Variation between Mothur and QIIME2 analysis

(steffi) #1

Dear All,
I started my taxonomic analysis using qiime2 pipeline.
I followed the following steps:

qiime tools import --type ‘SampleData[SequencesWithQuality]’ --input-path se-33-manifest --output-path single-end-demux.qza --source-format SingleEndFastqManifestPhred33

qiime dada2 denoise-single --i-demultiplexed-seqs single-end-demux.qza --p-trim-left 0 --p-trunc-len 220 --o-representative-sequences rep-seqs.qza --o-table table.qza --o-denoising-stats stats-dada2.qza --p-n-threads 4

qiime feature-classifier classify-sklearn --i-classifier gg-13-8-99-nb-classifier.qza --i-reads rep-seqs.qza --o-classification taxonomy_gg.qza

qiime taxa barplot --i-table table.qza --i-taxonomy taxonomy_gg.qza --m-metadata-file sample_meta.tsv --o-visualization taxa-bar-plots_gg.qzv

Same set of analysis was done using mothur pipeline by company. When comparing with mothur results, I got more number of taxonomic classification with more abundance.
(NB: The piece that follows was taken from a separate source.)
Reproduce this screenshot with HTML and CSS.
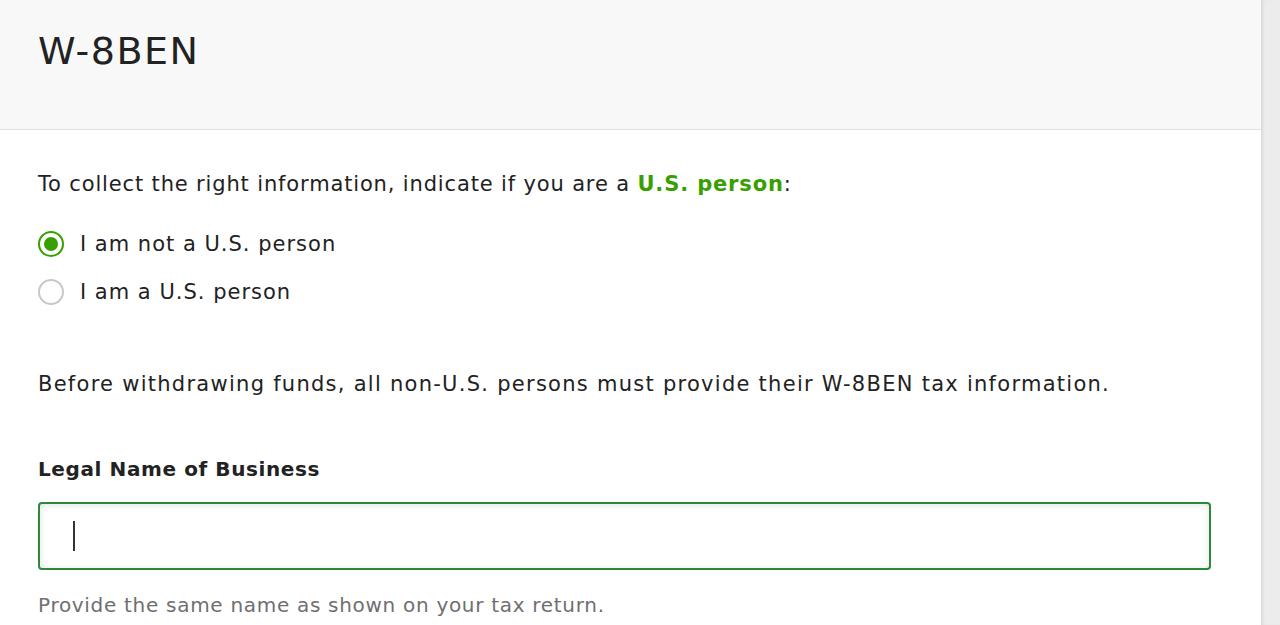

Note: We used control (buffer)rep-seqs.qza (10.2 KB)
table.qza (10.8 KB)
taxonomy_silva_200.qza (25.5 KB)
data for this analysis. We expect very less or no taxonomical classification.

What may be the reason?

(Justine) #2

Hi @steffi,

I want to make sure I understand the problem. You ran the same pipeline in QIIME 2 and Mothur. So, you did your denoising via DADA2 in QIIME2. From my understanding, you also ran de novo OTU picking in Mothur? How did you perform taxonomic assignment in Mothur? What algorithm and what reference database?

Is your total number of features different between the Dada2 table and the Mothur table? I’d expect Dada2 to result in more features overall (since it handles ASVs and is able to give higher resolution than OTU-based clustering at 99%), but possibly fewer counts. (I am, to be honest, less familiar with the QC protocols under the hood of each algorithm.)

If you look at the over all taxonomy plots, how do they compare? If you use a metric like Bray-Curtis distance or Jaccard distance, and perform a procrustes, does the relationship between the two methods remain similar, or do you have large scale differences in the inter-sample community structure?